The American Academy of Arts and Letters is a 300-member honor society whose goal is to "foster, assist, and sustain excellence" in American literature, music, and art. Its fixed number membership is elected for lifetime appointments. Its headquarters is in the Washington Heights neighborhood of Manhattan in New York City. It shares Audubon Terrace, a Beaux Arts/American Renaissance complex on Broadway between West 155th and 156th Streets, with the Hispanic Society of America and Boricua College.

The academy's galleries are open to the public on a published schedule. Exhibits include an annual exhibition of paintings, sculptures, photographs and works on paper by contemporary artists nominated by its members, and an annual exhibition of works by newly elected members and recipients of honors and awards. A permanent exhibit of the recreated studio of composer Charles Ives was opened in 2014.

The auditorium is sought out by musicians and engineers wishing to record live, as the acoustics are considered among the city's finest. Hundreds of commercial recordings have been made there.

History

Early years 
The American Academy and Institute of Arts and Letters was formed from three parent organizations. The first, the American Social Science Association, was founded in 1865, at Boston. The second was the National Institute of Arts and Letters, which ASSA's membership created in 1898. The qualification for membership in the NIAL was notable achievement in art, music, or literature. The NIAL's membership was at first limited to 150 (all men). The third organization was the American Academy of Arts, which NIAL's membership created in 1904, as a preeminent national arts institution, styling itself after the French Academy.
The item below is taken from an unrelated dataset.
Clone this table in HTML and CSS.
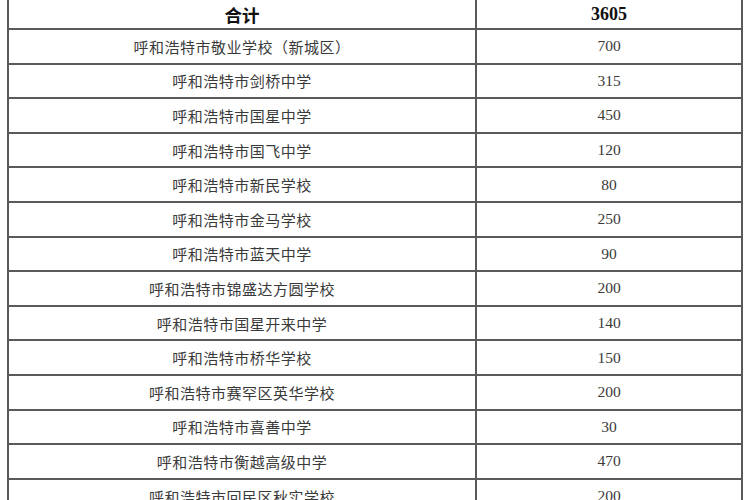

The AAA's first seven academicians were elected from ballots cast by the NIAL membership. They were William Dean Howells, Samuel L. Clemens, Edmund Clarence Stedman, and John Hay, representing literature; Augustus Saint-Gaudens and John La Farge, representing art; and Edward MacDowell, representing music. The NIAL membership increased in 1904, with the introduction of a two-tiered structure: 50 academicians and 200 regular members. Academicians were gradually elected over the next several years. The elite group (academicians) were called the "Academy," and the larger group (regular members) was called the "Institute." This strict two-tiered system persisted for 72 years (1904–76).

In 1908, poet Julia Ward Howe was elected to the AAA, becoming the first female academician.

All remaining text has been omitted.